La diversité des origines progresse-t-elle au fil des générations ?

Si l’on considère, comme le fait l’Insee, qu’il y a eu, au fil du temps, une extension des pays d’origine des immigrants très au-delà de l’Europe, c’est exactement l’inverse que l’on observe : la diversité des origines est plus grande parmi les immigrés que parmi les enfants et petits-enfants d’immigrés. Dans ce sens, la diversité des origines n’a pas progressé au fil des générations.

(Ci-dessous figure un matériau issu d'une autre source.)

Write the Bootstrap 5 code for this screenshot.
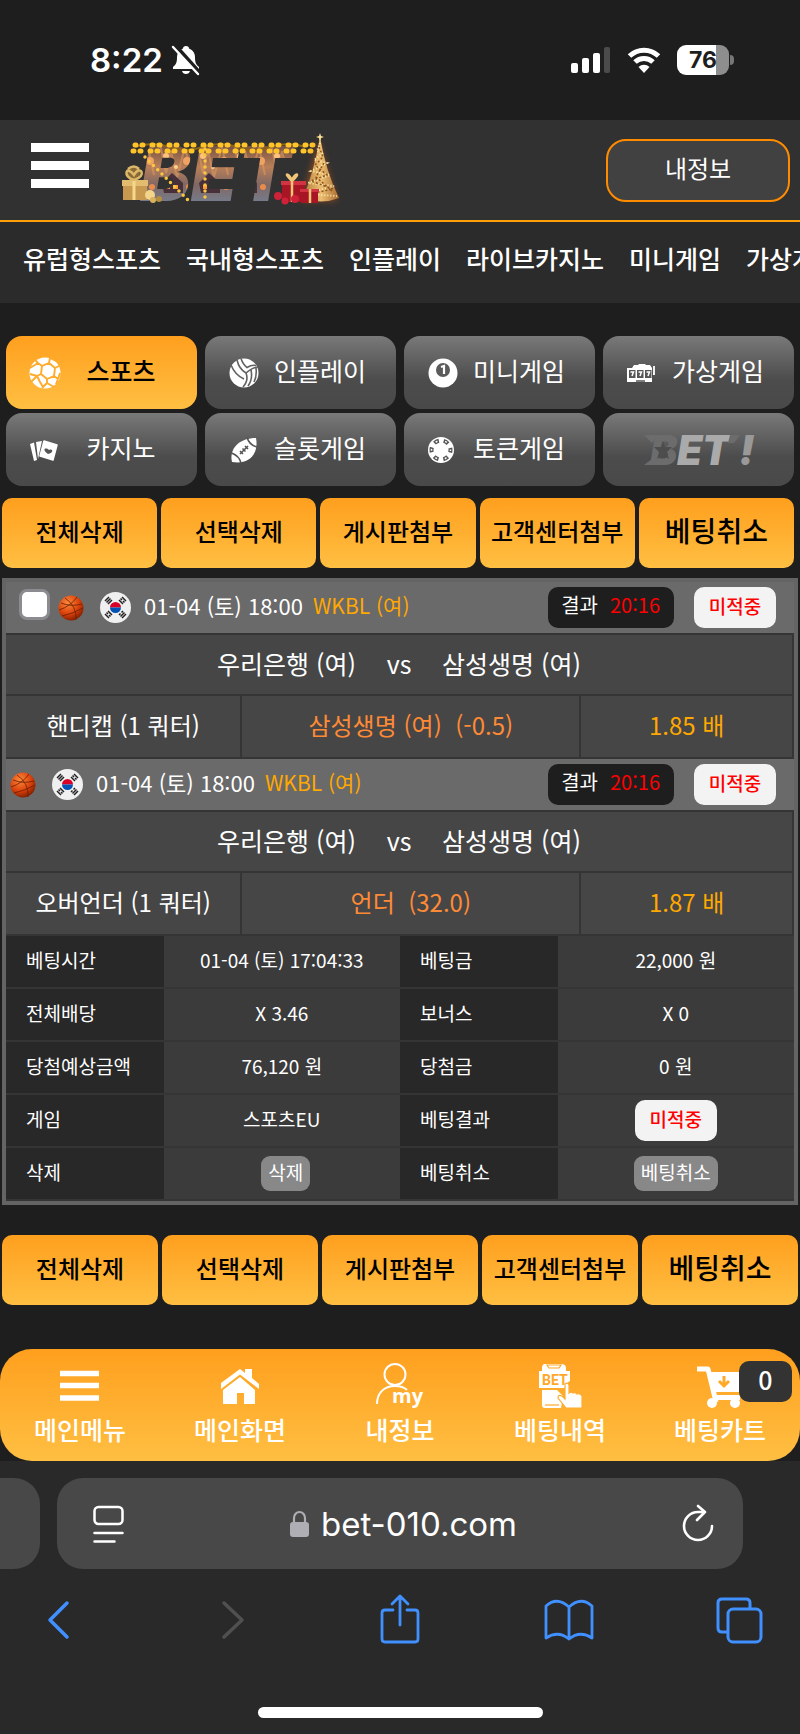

Si « progression de la diversité des origines au fil des générations » veut dire que la part prise par la population d’origine étrangère s’accroît avec la mixité des unions, c’est en partie tautologique. Les immigrés, dont une partie d’entre eux arrive déjà mariés, n’ont pas tous l’opportunité de se marier avec un conjoint sans ascendance migratoire directe au 1er ou au 2ème degré (que l’on appellera dans ce qui suit autochtones), comme se sera le cas de leurs enfants nés en France.

Lorsque l’Insee écrit que « L’ancienneté de l’immigration en France et l’élargissement des pays d’origine des immigrés depuis 50 ans ont façonnéla diversité de la population française » (p. 1), je comprends un peu mieux. Il faut alors entendre, par « diversité », la diversité ethnique de la population française. Ce que l’Insee ne précise pas tant l’idéologie diversitaire[2] a réussi à induire une compréhension spontanée, largement partagée, du mot diversité. En gros, la part de la population d’origine étrangère s’accroit et ses origines se diversifient.

La mixité des unions progresse-t-elle au fil des générations ?

Comme indiqué précédemment, cette assertion est en partie tautologique dans la mesure où les immigrés qui arrivent déjà mariés ont presque toujours un conjoint immigré. Lorsqu’on étudie la mixité des unions, il faut ne retenir que les personnes entrées en France alors qu’elles étaient célibataires et, si possible, tenir compte de l’âge à l’entrée. Ceux qui sont entrés avant l’âge de 16 ans ont fréquenté l’école française sans avoir généralement eu le temps de nouer des relations amoureuses avant leur arrivée en France. On peut supposer que c’est un facteur favorable à l’exogamie. Mais il faut se méfier des évidences. Dans l’analyse des premiers mariages des musulmans d’après l’enquête TeO1 de 2008, paradoxalement, l’endogamie religieuse était plus forte chez les musulmans nés en France de parent(s) immigré(s) et ceux arrivés avant l’âge de 16 ans que chez les musulmans arrivés célibataires à 16 ans ou plus[3].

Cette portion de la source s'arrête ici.